··· RAW DATA ···

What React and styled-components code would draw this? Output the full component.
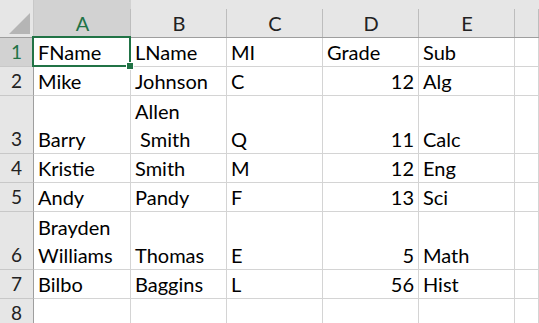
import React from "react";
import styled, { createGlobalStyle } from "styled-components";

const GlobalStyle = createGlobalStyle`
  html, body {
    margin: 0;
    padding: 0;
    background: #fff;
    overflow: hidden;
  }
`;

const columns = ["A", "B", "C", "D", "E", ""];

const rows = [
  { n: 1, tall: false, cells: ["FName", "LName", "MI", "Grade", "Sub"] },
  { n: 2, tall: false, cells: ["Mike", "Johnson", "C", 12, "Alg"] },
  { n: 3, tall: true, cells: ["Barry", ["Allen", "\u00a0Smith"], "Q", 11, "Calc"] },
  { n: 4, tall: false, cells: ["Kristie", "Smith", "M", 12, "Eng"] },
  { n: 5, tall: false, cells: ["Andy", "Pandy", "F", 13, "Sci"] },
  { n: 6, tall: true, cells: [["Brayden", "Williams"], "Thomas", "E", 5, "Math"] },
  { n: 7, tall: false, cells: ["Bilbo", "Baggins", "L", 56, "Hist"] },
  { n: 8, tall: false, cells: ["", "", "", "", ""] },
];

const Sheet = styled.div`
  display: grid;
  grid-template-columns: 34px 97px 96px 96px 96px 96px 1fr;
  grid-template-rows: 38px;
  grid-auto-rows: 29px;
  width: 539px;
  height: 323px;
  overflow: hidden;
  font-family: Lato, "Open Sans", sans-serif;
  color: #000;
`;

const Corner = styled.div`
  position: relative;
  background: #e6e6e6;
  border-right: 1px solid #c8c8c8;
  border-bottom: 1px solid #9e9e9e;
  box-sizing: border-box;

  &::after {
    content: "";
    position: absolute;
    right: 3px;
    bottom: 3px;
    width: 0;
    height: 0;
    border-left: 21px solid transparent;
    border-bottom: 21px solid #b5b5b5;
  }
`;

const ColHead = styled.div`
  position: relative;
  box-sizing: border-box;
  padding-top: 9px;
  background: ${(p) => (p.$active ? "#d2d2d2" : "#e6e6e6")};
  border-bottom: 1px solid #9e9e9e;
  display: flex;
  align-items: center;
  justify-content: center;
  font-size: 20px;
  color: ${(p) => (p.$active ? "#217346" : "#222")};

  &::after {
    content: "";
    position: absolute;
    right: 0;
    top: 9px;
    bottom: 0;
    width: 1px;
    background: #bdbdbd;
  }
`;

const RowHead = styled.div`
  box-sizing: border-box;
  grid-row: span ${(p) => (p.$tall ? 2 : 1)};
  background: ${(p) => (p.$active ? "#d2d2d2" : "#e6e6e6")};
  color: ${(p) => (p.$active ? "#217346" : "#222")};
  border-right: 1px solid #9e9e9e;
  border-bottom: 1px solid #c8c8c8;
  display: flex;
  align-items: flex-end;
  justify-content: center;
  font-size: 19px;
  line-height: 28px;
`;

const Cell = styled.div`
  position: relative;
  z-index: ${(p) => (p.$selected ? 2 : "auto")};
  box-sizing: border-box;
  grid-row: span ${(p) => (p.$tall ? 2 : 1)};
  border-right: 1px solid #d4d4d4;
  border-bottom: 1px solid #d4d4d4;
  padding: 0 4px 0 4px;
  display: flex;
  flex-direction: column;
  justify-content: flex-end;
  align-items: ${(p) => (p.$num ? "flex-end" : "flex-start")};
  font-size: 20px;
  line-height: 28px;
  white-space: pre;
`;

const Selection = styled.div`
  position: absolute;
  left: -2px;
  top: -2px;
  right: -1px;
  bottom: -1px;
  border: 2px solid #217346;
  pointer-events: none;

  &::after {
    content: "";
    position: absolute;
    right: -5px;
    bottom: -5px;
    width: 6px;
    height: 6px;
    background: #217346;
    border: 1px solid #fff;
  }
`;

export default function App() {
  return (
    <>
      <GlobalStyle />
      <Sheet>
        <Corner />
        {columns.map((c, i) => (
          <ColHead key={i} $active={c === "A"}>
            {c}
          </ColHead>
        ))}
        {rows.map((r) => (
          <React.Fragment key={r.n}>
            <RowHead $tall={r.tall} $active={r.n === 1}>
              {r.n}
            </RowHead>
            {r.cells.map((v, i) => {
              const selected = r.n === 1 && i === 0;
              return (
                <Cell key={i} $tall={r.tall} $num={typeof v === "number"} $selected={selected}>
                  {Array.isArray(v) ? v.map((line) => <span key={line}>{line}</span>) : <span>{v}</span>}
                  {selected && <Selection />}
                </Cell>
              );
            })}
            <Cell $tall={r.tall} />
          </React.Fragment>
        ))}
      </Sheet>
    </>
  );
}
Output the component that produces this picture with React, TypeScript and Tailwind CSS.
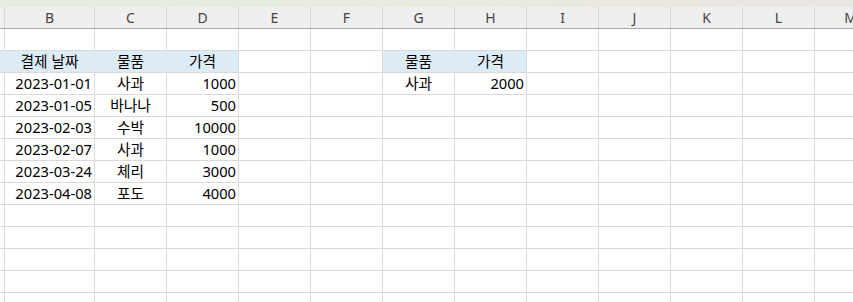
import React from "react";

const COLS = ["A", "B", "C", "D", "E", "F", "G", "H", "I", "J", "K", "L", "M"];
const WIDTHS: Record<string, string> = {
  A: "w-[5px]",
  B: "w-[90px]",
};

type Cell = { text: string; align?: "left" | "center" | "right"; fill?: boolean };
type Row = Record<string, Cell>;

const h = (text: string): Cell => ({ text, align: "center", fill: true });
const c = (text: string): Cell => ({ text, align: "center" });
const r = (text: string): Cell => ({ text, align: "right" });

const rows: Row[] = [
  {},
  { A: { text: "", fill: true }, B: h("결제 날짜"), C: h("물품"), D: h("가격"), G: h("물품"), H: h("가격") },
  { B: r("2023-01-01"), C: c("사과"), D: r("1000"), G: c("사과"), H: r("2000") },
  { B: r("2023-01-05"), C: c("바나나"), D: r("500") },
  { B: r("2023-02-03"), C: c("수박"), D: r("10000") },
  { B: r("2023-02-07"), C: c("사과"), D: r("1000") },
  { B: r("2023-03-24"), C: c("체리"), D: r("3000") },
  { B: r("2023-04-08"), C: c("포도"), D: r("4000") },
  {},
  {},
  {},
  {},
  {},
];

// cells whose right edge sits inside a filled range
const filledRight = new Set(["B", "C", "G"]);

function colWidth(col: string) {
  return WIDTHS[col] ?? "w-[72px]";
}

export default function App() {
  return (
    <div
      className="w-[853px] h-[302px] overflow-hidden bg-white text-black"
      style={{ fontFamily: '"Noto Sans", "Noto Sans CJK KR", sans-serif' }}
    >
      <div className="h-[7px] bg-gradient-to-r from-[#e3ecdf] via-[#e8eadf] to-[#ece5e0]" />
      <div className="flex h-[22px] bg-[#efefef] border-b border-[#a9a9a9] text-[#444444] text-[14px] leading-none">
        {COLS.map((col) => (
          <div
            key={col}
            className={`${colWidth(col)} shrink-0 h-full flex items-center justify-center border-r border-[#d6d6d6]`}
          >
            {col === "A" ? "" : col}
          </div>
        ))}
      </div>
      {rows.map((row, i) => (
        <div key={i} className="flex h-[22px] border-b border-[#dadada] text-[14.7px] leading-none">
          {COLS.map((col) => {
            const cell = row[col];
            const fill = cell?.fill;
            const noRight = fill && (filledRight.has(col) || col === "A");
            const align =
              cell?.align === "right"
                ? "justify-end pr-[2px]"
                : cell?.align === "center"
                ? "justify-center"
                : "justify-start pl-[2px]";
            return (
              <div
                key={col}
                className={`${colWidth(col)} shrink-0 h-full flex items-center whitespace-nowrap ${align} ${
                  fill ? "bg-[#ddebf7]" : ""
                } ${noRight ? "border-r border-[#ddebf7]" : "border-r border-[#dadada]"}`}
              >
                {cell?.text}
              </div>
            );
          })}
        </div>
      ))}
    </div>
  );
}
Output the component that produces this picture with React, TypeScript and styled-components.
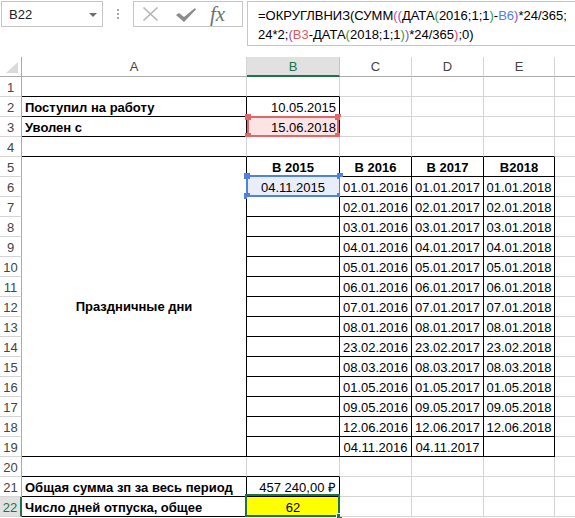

···

### DIRECTIONS FOR THIS TASK
Where a line above holds the string "React", show that line.

### TASK SOLUTION
What React and styled-components code would draw this? Output the full component.
import React from "react";
          <React.Fragment key={r.n}>
          </React.Fragment>
Output the component that produces this picture with React, TypeScript and Tailwind CSS.
import React from "react";
Output the component that produces this picture with React, TypeScript and styled-components.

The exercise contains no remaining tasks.